# What you will do
Hunt for the word "React" across the entries below, copying each line that holds it.

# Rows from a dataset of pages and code
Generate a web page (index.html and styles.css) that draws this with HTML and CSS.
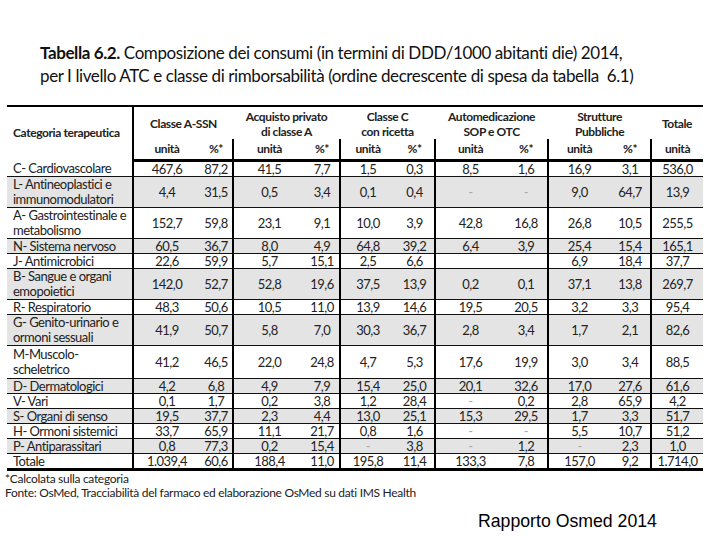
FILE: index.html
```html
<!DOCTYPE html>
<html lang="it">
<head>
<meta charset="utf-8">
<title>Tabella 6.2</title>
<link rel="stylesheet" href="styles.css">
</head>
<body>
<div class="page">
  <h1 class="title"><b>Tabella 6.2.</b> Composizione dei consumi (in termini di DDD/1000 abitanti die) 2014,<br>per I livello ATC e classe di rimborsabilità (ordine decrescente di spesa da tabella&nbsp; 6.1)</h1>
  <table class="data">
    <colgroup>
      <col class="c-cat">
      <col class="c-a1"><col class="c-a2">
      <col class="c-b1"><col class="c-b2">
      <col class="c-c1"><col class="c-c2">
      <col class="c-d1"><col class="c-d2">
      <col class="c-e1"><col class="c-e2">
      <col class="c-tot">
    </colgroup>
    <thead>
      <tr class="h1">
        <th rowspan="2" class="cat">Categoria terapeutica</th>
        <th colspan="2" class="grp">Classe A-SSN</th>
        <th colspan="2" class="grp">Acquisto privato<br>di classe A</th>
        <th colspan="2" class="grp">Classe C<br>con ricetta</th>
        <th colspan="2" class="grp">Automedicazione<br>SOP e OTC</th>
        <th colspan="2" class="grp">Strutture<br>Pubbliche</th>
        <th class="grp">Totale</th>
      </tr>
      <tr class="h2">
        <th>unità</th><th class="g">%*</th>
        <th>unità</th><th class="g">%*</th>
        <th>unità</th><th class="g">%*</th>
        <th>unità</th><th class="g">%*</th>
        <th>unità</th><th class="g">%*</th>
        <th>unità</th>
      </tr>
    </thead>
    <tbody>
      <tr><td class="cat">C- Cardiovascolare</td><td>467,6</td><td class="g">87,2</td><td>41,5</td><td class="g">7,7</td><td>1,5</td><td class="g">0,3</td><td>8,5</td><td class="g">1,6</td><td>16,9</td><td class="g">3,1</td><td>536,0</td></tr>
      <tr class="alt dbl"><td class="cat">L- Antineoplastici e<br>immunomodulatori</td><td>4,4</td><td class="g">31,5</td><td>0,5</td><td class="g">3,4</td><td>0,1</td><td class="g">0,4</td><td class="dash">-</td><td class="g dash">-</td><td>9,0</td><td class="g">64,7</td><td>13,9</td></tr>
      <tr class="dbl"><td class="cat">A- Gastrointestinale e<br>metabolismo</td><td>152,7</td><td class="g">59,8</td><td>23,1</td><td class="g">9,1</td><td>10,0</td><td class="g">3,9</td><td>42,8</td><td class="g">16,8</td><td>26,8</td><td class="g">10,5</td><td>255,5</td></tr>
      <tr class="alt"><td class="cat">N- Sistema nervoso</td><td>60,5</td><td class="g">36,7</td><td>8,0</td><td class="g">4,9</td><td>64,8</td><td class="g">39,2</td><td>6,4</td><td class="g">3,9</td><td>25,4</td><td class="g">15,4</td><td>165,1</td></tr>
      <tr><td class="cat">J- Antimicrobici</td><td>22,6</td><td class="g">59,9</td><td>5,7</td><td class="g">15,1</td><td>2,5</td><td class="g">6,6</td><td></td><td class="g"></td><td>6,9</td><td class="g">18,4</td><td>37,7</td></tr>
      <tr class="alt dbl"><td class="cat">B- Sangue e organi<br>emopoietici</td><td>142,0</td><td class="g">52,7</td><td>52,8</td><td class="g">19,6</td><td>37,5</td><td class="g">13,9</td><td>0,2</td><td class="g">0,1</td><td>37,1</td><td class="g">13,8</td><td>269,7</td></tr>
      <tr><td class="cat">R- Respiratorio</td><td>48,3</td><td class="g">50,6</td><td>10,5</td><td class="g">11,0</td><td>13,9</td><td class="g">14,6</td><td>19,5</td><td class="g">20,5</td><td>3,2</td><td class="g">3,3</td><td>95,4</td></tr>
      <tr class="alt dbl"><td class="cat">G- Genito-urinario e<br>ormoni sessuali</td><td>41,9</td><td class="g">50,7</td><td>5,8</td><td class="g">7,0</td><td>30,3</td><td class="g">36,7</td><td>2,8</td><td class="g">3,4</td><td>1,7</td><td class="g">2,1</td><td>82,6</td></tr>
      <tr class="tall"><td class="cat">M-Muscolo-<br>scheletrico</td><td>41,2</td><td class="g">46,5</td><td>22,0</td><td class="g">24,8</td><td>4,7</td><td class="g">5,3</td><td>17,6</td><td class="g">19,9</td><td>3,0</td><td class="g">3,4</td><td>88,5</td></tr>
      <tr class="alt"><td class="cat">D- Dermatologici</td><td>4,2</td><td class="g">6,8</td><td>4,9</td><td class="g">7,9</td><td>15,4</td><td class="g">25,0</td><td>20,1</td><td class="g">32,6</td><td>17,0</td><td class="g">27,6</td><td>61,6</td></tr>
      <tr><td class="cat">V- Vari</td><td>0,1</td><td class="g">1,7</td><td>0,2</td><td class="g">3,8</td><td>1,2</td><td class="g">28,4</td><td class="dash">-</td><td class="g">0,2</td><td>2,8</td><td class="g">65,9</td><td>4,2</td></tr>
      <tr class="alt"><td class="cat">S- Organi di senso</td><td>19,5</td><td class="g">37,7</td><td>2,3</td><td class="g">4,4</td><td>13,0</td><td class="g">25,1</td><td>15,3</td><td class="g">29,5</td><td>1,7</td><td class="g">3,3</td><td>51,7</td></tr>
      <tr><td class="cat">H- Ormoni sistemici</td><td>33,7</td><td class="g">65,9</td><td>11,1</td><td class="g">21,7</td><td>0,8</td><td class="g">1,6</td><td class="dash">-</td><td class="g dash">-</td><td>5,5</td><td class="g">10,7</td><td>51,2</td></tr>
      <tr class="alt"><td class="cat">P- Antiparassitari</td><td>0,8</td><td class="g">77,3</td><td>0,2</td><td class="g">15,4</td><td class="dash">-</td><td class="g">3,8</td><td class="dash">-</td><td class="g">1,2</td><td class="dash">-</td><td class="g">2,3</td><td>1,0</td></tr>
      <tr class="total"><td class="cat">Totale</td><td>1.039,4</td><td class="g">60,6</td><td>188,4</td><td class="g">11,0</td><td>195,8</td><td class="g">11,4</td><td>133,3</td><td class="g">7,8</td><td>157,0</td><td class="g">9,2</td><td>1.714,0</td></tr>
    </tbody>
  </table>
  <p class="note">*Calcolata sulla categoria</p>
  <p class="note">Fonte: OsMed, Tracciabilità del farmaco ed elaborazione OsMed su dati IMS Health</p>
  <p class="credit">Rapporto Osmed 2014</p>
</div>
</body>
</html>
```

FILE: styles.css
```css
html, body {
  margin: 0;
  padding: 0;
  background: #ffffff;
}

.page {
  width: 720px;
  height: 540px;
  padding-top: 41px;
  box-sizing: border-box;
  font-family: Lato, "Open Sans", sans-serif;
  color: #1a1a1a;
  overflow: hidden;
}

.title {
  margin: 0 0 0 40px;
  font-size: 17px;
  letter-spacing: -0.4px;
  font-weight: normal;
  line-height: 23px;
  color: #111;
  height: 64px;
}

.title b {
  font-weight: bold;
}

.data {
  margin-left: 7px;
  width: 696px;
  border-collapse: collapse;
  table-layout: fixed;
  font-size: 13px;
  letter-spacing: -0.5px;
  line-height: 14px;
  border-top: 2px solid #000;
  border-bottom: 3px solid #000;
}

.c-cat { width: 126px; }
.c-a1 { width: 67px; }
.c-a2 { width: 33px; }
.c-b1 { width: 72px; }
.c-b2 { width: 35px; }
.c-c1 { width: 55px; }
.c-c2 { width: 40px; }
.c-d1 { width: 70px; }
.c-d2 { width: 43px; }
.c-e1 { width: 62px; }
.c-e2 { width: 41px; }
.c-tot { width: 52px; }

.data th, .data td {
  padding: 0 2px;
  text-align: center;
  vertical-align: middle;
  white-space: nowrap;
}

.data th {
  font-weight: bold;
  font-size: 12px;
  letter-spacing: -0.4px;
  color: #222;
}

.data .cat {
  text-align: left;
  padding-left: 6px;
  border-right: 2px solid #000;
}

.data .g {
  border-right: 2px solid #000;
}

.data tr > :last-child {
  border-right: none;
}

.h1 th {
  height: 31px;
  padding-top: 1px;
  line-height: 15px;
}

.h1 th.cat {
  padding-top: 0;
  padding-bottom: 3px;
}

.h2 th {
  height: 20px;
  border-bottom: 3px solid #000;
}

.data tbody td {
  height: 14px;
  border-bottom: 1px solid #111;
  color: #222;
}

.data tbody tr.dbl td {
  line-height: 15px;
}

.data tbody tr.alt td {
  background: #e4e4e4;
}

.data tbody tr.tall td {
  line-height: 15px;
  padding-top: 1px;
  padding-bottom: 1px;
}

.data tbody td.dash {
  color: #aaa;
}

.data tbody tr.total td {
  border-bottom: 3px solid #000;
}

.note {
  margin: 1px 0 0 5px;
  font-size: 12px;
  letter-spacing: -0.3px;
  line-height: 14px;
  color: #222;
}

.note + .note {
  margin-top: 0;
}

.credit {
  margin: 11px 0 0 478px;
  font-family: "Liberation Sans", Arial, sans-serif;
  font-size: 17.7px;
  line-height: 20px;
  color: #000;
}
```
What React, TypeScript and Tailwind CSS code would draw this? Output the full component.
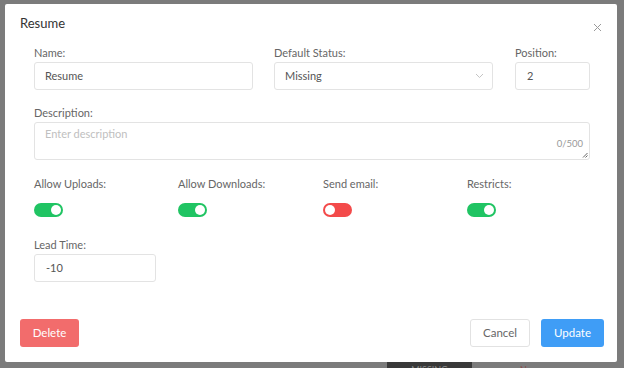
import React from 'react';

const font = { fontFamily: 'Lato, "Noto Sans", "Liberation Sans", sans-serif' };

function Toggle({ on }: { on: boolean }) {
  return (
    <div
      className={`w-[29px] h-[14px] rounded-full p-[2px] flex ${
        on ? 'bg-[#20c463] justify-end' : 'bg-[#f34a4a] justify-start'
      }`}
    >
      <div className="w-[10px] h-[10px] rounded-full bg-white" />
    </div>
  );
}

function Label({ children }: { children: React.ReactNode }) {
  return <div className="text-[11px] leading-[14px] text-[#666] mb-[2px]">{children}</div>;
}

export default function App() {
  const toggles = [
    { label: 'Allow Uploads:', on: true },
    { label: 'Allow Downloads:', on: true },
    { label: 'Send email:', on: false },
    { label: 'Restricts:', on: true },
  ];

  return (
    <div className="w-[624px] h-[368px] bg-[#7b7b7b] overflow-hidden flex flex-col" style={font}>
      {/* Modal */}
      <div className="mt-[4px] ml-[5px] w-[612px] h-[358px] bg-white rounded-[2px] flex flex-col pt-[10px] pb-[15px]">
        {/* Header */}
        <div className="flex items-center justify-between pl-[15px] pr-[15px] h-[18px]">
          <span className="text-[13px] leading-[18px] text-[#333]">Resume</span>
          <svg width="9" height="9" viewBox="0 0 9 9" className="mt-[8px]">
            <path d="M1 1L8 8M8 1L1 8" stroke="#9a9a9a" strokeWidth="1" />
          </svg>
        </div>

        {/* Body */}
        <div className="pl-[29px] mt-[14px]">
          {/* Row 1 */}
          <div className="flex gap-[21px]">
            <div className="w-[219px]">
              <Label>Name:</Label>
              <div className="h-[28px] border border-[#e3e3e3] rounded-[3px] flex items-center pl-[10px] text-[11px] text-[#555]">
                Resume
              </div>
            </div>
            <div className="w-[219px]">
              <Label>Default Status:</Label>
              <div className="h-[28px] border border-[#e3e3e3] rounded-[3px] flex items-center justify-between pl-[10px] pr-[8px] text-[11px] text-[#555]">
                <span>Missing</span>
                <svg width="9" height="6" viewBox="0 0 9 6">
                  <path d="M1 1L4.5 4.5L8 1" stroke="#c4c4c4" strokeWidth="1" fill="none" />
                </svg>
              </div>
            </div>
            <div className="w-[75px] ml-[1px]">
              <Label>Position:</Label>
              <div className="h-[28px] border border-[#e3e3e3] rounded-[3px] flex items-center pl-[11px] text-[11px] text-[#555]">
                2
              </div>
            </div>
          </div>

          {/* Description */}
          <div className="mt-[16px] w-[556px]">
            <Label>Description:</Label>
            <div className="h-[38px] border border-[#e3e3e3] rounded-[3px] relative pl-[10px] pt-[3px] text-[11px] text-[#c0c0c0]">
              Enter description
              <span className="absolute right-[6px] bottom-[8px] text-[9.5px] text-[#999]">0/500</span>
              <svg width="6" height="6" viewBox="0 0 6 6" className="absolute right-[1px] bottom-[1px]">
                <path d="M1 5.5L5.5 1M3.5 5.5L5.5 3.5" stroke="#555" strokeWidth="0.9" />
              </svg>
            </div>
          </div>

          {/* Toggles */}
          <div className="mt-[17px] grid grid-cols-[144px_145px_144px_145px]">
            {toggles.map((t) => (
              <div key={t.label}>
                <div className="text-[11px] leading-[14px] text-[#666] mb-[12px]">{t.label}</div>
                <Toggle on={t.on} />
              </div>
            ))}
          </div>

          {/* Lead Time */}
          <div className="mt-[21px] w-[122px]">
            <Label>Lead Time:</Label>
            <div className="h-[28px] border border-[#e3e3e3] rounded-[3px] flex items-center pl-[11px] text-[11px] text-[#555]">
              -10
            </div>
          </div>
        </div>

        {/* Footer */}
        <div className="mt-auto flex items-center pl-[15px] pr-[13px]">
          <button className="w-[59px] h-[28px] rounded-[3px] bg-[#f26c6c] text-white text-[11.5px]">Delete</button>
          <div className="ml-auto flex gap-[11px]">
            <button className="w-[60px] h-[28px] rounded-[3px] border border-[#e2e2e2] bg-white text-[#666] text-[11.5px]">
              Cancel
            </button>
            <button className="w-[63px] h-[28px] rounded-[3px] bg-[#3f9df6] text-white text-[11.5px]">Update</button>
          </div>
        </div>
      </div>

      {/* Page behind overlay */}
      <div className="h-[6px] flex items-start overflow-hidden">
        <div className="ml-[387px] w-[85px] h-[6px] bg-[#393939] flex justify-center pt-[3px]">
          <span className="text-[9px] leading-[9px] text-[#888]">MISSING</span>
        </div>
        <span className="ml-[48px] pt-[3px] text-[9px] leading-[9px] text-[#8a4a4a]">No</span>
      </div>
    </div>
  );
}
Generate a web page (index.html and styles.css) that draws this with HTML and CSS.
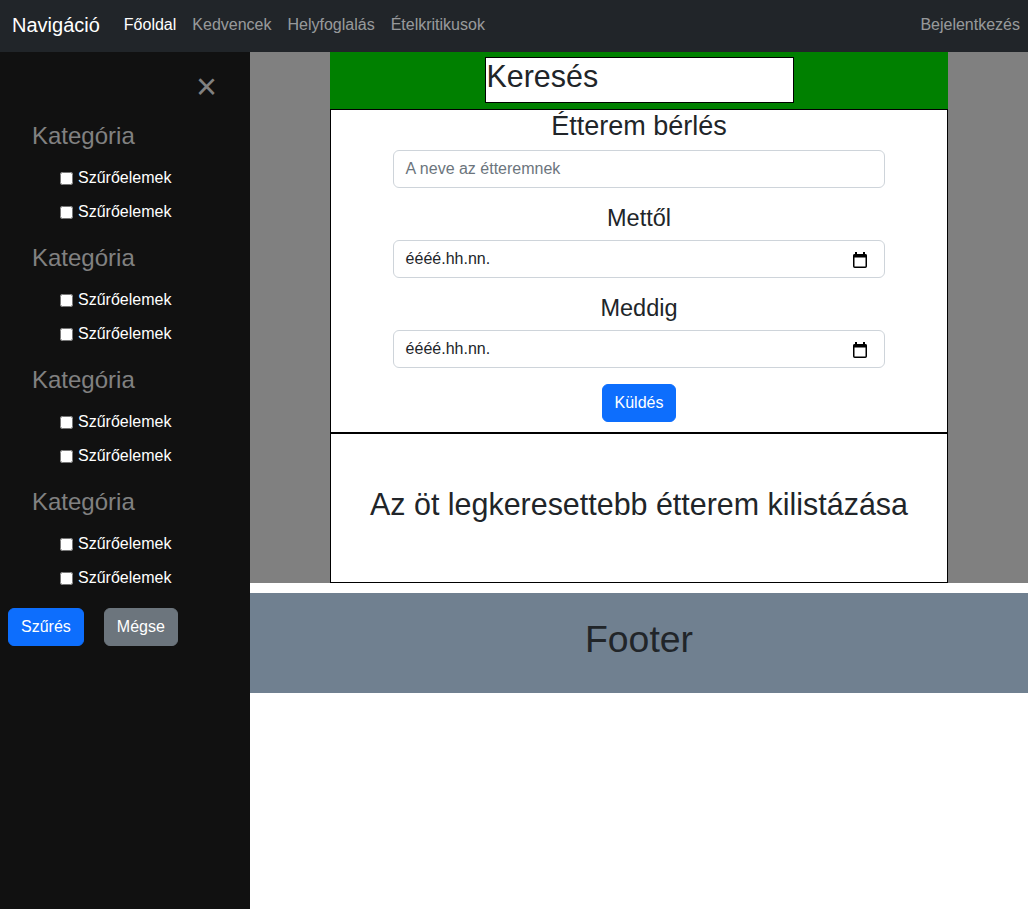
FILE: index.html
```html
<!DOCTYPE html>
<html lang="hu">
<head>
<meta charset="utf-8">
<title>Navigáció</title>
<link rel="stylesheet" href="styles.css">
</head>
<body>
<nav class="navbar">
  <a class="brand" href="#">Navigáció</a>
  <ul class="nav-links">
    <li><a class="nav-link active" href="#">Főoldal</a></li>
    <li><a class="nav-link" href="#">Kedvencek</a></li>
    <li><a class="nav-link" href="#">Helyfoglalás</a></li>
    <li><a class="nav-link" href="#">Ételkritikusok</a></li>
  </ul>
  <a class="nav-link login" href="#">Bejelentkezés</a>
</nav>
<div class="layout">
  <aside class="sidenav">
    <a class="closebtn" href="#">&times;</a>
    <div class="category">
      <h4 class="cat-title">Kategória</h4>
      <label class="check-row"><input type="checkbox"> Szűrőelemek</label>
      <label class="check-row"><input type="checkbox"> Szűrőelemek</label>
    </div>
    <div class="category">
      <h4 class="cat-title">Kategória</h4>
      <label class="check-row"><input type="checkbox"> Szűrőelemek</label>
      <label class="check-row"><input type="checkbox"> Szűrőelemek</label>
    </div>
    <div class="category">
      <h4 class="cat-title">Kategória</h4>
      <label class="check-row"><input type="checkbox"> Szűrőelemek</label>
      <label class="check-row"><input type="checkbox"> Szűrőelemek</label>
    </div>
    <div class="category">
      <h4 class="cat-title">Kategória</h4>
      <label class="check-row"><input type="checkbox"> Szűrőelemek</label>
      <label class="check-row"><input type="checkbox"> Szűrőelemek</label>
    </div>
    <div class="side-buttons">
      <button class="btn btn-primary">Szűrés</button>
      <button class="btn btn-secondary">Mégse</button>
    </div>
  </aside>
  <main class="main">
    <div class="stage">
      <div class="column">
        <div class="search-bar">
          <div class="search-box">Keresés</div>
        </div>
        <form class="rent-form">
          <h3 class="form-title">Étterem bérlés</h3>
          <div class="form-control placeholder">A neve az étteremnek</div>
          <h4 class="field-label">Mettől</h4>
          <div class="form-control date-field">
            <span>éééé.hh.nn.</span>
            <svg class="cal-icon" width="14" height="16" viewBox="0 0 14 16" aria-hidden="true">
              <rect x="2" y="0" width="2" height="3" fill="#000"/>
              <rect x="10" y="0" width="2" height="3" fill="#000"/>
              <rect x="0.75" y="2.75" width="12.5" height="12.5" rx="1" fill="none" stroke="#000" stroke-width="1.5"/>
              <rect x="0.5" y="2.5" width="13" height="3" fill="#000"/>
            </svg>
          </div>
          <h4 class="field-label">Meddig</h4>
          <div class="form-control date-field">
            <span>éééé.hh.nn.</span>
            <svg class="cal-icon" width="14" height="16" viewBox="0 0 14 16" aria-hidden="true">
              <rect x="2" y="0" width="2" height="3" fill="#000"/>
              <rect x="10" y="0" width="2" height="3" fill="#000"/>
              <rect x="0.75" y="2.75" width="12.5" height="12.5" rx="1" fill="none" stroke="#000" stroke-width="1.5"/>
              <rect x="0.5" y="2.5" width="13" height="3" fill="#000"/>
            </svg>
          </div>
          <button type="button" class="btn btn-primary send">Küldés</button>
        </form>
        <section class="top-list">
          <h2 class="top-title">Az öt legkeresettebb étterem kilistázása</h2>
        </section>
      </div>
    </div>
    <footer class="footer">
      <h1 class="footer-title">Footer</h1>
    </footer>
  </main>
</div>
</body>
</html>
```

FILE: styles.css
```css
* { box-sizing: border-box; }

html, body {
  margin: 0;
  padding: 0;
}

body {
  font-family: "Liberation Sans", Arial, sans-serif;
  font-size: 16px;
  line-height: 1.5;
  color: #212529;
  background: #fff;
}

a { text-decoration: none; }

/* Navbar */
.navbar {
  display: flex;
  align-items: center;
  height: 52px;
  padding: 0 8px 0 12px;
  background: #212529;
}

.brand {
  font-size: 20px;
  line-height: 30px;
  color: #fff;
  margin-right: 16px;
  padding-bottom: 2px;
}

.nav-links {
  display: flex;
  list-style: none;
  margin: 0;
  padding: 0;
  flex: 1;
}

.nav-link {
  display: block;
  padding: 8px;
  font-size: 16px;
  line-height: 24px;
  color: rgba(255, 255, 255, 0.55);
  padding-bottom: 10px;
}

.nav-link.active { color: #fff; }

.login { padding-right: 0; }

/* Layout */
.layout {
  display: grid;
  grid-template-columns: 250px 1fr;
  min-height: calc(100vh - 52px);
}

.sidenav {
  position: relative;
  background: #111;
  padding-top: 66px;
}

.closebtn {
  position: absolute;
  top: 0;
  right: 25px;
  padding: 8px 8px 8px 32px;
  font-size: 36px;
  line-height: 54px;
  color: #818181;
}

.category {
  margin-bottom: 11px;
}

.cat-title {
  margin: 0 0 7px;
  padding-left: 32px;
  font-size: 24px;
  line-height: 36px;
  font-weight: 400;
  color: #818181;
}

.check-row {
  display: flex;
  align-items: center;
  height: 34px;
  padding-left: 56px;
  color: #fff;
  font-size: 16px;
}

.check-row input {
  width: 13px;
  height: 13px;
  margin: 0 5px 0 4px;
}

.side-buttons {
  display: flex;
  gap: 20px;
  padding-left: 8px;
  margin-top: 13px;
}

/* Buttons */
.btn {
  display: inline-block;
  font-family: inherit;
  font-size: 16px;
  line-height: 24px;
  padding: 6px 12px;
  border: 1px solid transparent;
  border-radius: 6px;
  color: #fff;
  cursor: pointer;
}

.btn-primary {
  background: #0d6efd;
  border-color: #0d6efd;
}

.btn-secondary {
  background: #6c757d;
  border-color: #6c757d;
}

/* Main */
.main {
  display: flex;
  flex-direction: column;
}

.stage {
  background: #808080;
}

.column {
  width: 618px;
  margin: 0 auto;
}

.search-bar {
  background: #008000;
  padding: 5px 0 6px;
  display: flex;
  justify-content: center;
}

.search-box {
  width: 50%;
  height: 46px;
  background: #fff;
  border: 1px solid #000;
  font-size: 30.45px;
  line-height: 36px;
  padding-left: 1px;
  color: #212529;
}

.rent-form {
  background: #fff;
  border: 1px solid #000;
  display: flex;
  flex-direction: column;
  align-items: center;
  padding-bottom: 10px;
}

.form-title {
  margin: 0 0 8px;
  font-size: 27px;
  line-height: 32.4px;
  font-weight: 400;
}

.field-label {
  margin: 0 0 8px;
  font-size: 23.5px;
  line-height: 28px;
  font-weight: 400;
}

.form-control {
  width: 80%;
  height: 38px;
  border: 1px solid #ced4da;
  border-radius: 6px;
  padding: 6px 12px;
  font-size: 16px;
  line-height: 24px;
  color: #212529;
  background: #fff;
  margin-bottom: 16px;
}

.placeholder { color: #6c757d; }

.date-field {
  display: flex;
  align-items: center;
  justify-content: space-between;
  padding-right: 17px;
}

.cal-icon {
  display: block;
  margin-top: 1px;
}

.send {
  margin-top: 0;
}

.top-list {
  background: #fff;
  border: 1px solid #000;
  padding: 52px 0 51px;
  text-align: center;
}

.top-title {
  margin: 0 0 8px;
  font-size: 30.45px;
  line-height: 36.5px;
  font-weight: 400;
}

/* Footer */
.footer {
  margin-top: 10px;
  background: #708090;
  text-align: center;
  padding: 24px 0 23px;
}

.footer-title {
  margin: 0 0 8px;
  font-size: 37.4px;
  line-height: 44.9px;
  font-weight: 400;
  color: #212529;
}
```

# Task solution
What React, TypeScript and Tailwind CSS code would draw this? Output the full component.
import React from 'react';
function Label({ children }: { children: React.ReactNode }) {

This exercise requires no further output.